Suppose I have a finitely presented group $G$ with two generators $x$ and $y$, with one relator $r$. And suppose the relator is a cyclically reduced word (in $x$ and $y$), i.e., every cyclic permutation of the word is reduced.
If $G$ turns out to be a free group, then must the relator have length at most two, in the sense that $r=x^a y^b$ (or $y^b x^a$) with $a,b \in \mathbb{Z}$?
No.
A primitive word in a free group $F$ is a word which forms part of a free basis for $F$. Any primitive word $r$ as your relator works (which can be seen via Tietze transformations), and these have arbitrary length. (This is in fact an "if and only if" condition, but I cannot think of an easy proof for the opposite direction.)

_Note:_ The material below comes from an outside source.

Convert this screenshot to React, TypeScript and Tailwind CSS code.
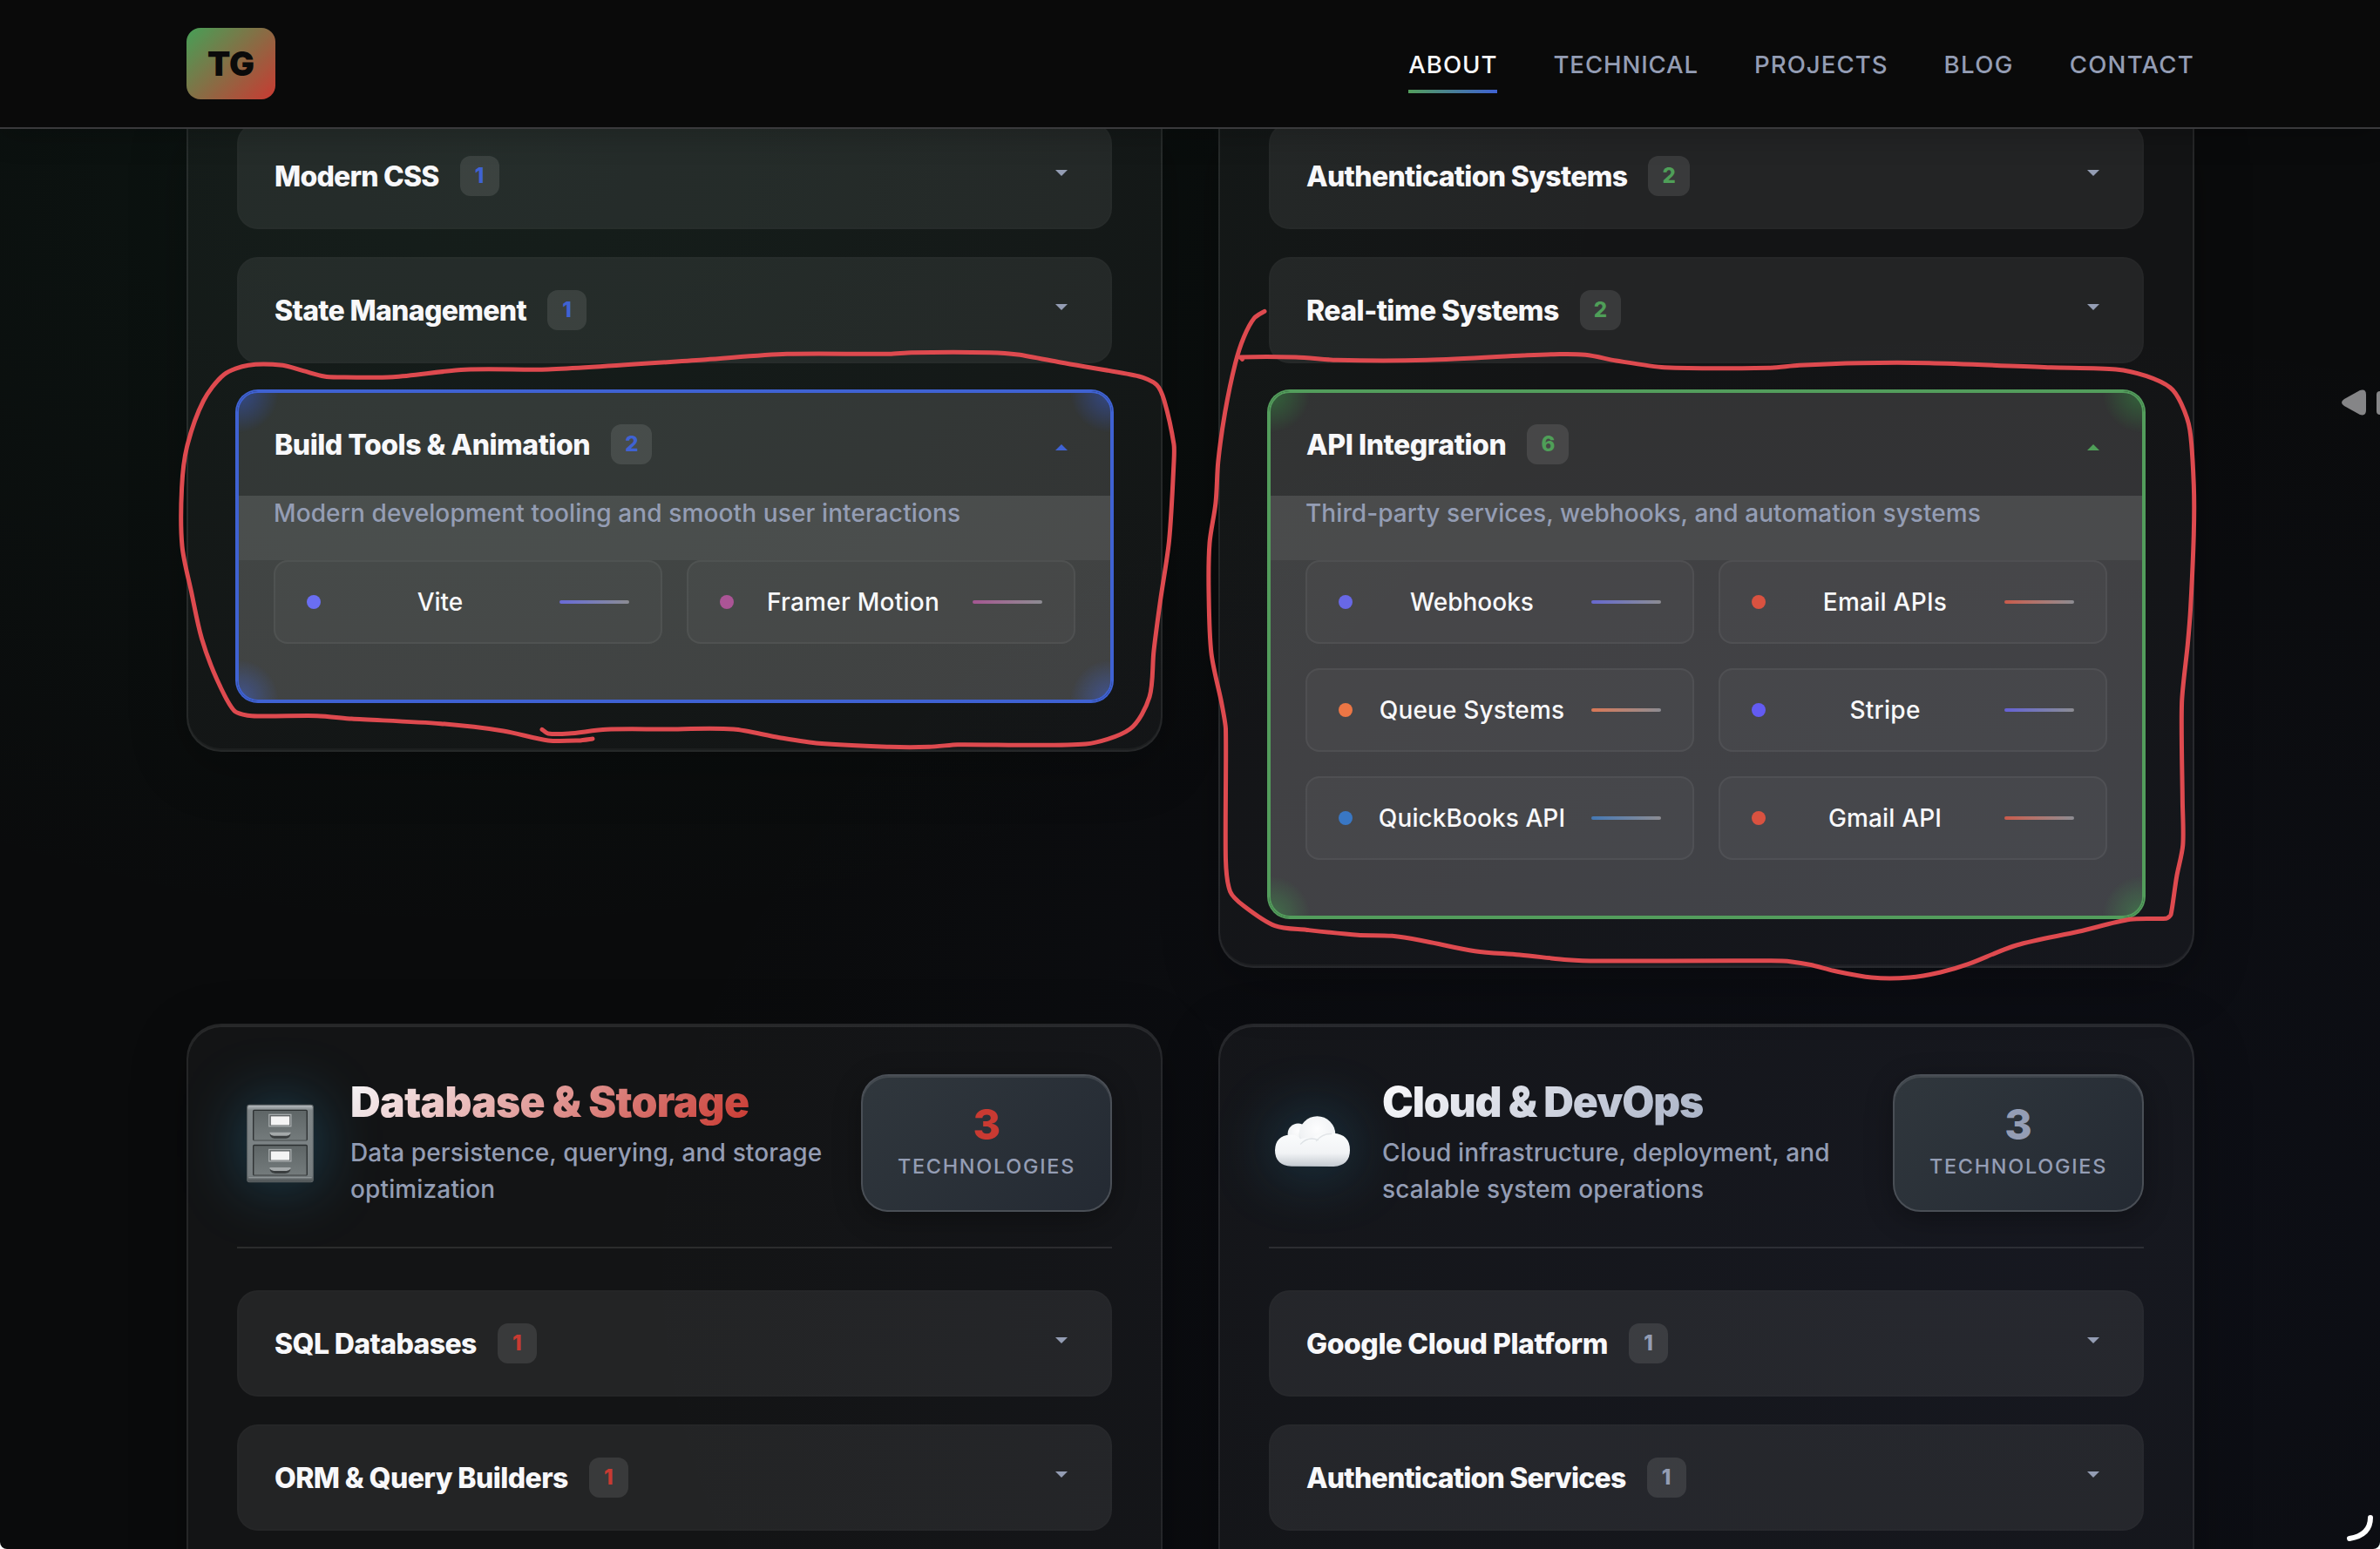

For example, $(ab)^nb$ is primitive in $F(a,b)$ for any $n$ , as $\{ab, (ab)^nb\}$ is a free basis, and so $\langle a,b\mid (ab)^nb\rangle$ is free for any $n$.
(Note that if a two-generator one-relator group $G$ is free then it is free of rank one, i.e. infinite cyclic, as $G$ necessarily surjects onto the infinite cyclic group, so is not free of rank zero, while the free group of rank two is Hopfian so $G$ cannot be free of rank $\geq2$.)